On the other hand, it's also led to confirmation of some potential dangers associated with what the Higgs Field, created by the boson, might do. One of them is collapse and destroy the entire universe. This is bad.
That said, the headline on Big Think's article on the matter is kind of misleading -- thank goodness. The headline refers to the field's collapse and the subsequent destruction, which is called "vacuum decay" as a "self-destruct button for the universe." This label implies we could actually do something to bring about the catastrophe, when in fact we not only can't, we wouldn't even know it happened.
The reason I say thank goodness is that if this collapse really were a "self-destruct" button we could somehow access, there would be people who might consider triggering it before Tuesday.
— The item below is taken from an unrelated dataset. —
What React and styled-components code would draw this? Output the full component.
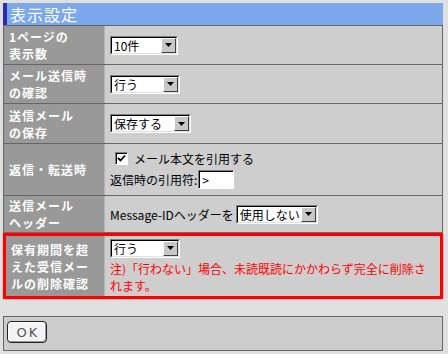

While most of us, er, them would probably reconsider and figure that neither a Clinton 2.0 or Trump administration actually justified destroying the universe, that light might dawn too late for some and endanger us all.
(The "SMOD" in the title is the acronym for Sweet Meteor of Death, a more limited version of the same concept that merely involves wiping out life or civilization on just our planet, instead of the entire cosmos.)
I'm going to try to be hopeful that there is only one Being that has access to that self-destruct button, and despite everything we've done, He's not used it yet. (My standard comment for these past few years every time some event of Massive Human Selfishness happens is "It's a good thing I'm not God because....")
ReplyDeleteI have found it to always have been a good thing I am not God ;-)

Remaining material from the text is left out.